* _REQUIRED TASK_: Retype the lines beneath this one, from the first through the line containing "TEAL, strokeWidth: 1.8". Pictures are left out.

┌─ DATASET EXCERPT

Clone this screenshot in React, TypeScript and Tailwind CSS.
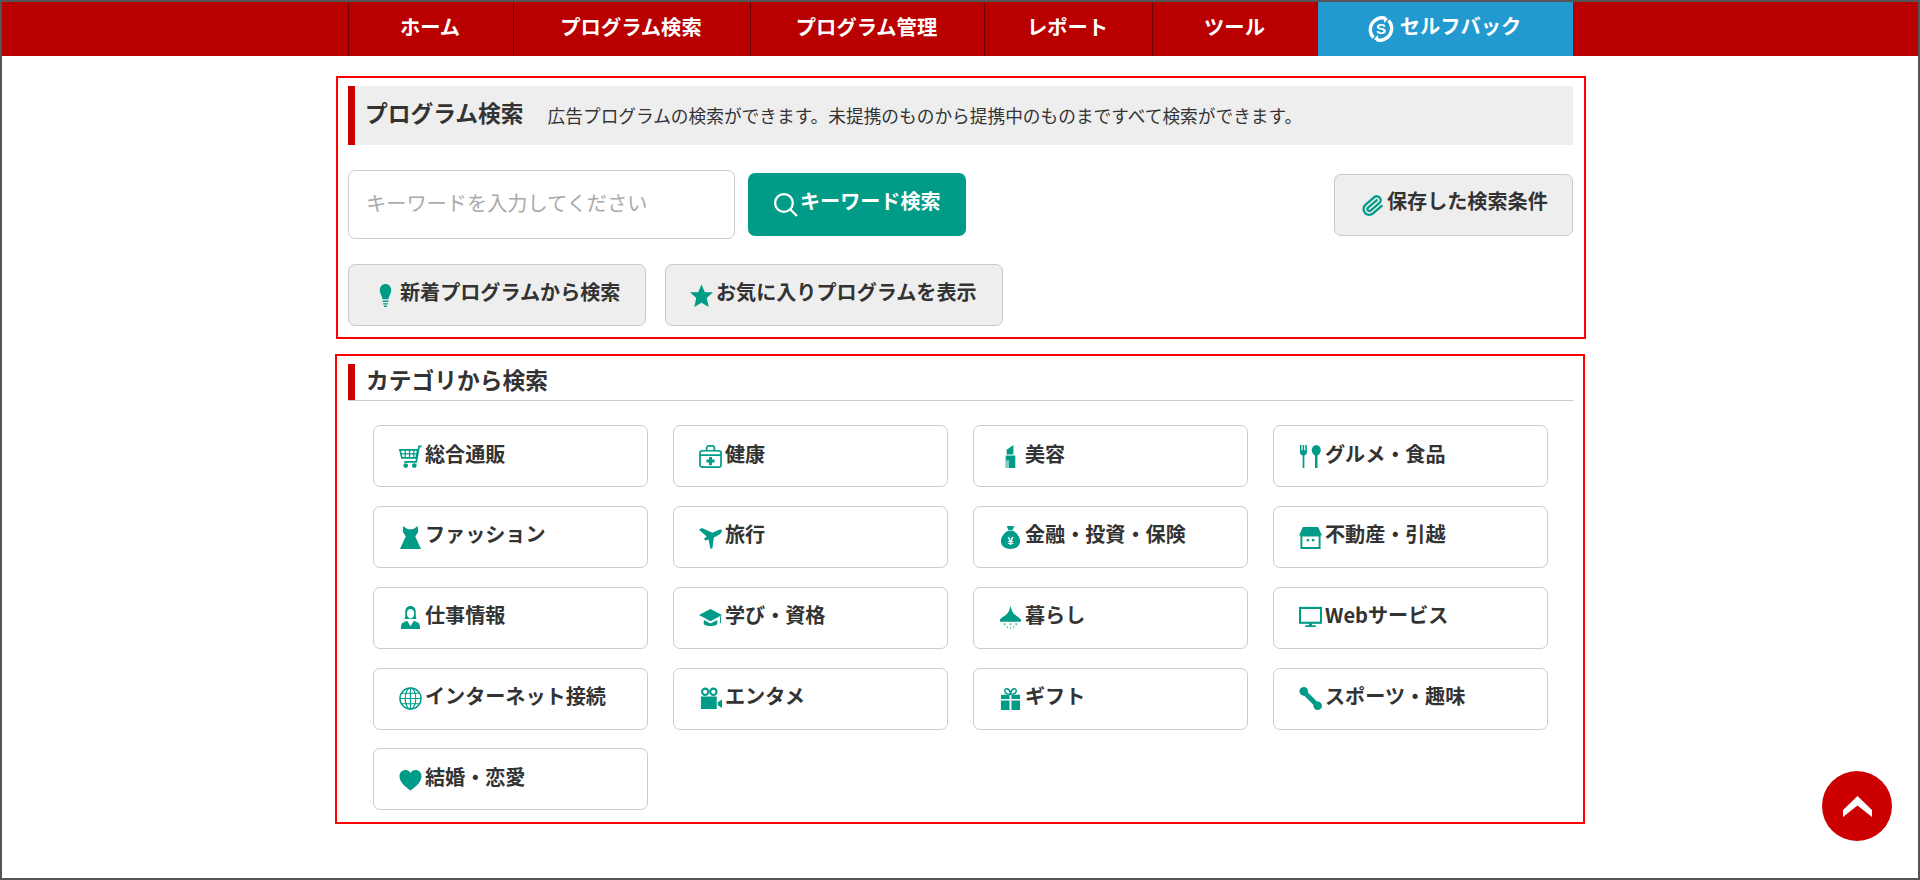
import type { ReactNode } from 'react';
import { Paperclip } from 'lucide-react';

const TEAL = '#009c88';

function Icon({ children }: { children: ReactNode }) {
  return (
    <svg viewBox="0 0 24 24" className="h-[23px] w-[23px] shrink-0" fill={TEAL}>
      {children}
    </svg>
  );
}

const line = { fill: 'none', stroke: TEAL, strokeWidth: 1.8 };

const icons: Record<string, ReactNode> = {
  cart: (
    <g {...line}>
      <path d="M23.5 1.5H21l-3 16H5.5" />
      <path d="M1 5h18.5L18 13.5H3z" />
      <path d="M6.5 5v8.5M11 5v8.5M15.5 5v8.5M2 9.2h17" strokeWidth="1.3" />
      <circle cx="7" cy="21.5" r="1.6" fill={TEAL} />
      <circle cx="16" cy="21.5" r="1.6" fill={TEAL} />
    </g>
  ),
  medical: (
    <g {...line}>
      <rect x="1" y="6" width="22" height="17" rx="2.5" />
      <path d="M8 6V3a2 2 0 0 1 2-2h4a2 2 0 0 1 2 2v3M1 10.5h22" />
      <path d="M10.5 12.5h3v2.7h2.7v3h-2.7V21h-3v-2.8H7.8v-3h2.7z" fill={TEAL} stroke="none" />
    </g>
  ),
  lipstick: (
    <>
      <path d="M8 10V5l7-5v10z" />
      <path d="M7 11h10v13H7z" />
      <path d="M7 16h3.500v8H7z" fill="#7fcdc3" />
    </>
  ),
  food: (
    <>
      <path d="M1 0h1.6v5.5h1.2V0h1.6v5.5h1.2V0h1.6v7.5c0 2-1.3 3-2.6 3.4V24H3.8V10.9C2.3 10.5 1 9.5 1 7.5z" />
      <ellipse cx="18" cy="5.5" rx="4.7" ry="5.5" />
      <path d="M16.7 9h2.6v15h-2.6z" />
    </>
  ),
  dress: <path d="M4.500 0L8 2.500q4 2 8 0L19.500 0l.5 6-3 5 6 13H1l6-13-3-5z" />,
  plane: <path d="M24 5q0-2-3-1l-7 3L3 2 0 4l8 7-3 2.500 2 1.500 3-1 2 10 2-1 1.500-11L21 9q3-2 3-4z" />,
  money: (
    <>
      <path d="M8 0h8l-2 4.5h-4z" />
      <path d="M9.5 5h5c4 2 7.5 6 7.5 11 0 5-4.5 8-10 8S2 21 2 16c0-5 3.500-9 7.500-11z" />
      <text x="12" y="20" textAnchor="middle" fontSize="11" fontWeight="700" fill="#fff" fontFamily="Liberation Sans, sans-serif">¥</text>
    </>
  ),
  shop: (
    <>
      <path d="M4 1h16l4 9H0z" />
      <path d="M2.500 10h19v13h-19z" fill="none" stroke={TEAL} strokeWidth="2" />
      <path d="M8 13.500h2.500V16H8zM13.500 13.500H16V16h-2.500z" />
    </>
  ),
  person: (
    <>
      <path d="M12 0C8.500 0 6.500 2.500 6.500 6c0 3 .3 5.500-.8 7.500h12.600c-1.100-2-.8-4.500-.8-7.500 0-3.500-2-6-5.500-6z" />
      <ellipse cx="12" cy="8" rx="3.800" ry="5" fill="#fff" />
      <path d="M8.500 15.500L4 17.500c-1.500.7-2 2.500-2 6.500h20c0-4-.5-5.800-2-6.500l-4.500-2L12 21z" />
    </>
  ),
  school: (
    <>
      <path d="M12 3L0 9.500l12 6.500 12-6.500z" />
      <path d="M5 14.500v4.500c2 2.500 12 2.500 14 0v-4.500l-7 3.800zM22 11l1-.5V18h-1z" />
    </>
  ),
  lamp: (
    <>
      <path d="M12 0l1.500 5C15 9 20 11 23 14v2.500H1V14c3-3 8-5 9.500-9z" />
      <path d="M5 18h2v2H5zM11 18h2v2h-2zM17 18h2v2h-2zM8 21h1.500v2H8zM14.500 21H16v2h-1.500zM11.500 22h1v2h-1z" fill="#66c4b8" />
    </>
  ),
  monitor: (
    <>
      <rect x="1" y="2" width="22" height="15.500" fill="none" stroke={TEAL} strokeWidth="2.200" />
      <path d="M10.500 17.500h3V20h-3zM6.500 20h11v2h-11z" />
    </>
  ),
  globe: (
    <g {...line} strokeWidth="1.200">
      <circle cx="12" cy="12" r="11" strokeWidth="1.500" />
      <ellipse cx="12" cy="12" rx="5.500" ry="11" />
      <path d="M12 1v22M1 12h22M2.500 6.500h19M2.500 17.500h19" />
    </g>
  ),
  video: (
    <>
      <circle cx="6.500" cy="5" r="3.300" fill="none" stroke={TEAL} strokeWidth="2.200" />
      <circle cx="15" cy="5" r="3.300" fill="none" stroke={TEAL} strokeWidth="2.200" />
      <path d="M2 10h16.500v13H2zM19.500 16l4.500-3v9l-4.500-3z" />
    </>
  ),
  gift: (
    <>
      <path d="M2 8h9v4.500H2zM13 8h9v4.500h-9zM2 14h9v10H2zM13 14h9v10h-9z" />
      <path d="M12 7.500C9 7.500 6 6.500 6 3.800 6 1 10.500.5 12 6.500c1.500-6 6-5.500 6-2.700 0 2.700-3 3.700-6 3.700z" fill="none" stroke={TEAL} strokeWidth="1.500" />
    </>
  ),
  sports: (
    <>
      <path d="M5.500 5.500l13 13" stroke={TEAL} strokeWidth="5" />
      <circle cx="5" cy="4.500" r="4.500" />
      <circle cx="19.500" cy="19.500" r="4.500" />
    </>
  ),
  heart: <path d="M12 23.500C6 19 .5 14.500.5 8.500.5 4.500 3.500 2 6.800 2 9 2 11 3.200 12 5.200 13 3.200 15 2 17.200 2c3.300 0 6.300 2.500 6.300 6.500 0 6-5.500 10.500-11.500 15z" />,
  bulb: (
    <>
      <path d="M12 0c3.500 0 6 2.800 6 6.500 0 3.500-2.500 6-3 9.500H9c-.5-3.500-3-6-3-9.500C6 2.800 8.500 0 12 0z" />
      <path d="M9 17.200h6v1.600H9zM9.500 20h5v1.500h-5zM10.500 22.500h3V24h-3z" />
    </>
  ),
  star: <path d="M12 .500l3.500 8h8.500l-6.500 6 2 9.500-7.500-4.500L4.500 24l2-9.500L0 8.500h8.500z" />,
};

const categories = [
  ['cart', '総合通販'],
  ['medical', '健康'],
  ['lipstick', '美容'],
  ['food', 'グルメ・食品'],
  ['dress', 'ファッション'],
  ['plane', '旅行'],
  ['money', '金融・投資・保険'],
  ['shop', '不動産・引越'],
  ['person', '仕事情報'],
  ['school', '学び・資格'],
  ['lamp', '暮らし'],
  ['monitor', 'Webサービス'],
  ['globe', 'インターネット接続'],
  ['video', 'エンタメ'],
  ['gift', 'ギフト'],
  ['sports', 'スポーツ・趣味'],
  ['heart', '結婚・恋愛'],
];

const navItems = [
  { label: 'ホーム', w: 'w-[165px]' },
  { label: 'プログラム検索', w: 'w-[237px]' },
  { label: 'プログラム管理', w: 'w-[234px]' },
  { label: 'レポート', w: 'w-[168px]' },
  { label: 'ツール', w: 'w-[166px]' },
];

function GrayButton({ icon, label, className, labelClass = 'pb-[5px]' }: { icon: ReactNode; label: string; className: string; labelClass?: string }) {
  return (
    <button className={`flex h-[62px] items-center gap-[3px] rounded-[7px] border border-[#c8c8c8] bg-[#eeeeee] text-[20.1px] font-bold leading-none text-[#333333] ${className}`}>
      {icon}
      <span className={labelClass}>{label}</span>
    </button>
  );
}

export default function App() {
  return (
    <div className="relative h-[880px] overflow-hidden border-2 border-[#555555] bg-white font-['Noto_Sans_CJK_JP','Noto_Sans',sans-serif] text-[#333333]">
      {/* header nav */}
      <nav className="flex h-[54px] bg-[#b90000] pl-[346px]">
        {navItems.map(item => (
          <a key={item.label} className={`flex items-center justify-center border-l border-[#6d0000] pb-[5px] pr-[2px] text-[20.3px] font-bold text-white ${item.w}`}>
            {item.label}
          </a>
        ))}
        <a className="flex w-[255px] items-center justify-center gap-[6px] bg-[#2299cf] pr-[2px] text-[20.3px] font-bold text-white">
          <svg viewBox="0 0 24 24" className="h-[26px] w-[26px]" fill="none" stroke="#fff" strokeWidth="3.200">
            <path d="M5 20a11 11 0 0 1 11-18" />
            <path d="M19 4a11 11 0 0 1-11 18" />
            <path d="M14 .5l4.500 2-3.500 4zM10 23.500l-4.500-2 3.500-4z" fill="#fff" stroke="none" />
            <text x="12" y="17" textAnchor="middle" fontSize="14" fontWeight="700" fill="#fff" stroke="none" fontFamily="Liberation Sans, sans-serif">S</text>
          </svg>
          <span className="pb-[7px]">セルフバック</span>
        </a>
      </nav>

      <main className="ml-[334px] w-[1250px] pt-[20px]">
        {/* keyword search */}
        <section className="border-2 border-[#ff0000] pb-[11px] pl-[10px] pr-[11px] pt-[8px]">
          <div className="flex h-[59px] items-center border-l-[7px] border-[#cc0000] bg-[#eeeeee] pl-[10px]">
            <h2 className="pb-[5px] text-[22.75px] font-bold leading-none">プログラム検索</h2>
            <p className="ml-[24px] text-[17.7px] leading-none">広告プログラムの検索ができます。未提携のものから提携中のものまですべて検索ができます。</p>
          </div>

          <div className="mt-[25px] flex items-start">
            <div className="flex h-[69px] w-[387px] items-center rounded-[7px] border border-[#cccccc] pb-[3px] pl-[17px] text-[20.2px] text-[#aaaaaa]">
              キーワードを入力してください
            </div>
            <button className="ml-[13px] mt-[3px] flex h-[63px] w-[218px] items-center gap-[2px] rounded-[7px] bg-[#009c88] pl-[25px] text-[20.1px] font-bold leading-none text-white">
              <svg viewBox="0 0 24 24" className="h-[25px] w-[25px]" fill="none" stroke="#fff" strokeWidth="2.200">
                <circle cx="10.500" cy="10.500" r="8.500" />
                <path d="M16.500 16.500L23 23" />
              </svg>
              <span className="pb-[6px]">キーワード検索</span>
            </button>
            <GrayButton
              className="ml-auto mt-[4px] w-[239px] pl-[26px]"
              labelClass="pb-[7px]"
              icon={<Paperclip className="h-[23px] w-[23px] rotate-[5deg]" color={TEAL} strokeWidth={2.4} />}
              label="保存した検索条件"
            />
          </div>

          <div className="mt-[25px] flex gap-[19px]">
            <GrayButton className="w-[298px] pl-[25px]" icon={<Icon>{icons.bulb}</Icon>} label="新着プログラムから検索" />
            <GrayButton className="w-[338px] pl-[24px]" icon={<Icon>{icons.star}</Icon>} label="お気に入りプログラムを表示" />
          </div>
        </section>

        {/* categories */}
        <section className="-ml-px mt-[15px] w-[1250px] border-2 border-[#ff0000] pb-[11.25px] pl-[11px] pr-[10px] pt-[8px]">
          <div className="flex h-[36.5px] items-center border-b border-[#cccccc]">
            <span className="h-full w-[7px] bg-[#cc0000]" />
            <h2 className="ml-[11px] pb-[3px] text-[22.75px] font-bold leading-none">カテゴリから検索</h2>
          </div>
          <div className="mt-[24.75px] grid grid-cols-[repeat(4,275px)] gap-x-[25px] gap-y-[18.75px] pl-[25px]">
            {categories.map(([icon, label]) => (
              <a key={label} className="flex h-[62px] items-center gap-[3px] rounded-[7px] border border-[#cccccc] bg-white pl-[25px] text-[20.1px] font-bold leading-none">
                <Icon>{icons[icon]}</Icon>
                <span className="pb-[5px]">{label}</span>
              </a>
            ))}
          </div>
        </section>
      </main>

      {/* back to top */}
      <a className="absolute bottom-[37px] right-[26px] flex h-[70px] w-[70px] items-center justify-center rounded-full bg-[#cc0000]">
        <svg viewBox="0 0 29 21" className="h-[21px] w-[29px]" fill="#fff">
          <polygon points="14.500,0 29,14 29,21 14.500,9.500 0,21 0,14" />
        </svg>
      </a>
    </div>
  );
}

└─

* _SOLUTION_:
Clone this screenshot in React, TypeScript and Tailwind CSS.
import type { ReactNode } from 'react';
import { Paperclip } from 'lucide-react';

const TEAL = '#009c88';

function Icon({ children }: { children: ReactNode }) {
  return (
    <svg viewBox="0 0 24 24" className="h-[23px] w-[23px] shrink-0" fill={TEAL}>
      {children}
    </svg>
  );
}

const line = { fill: 'none', stroke: TEAL, strokeWidth: 1.8 };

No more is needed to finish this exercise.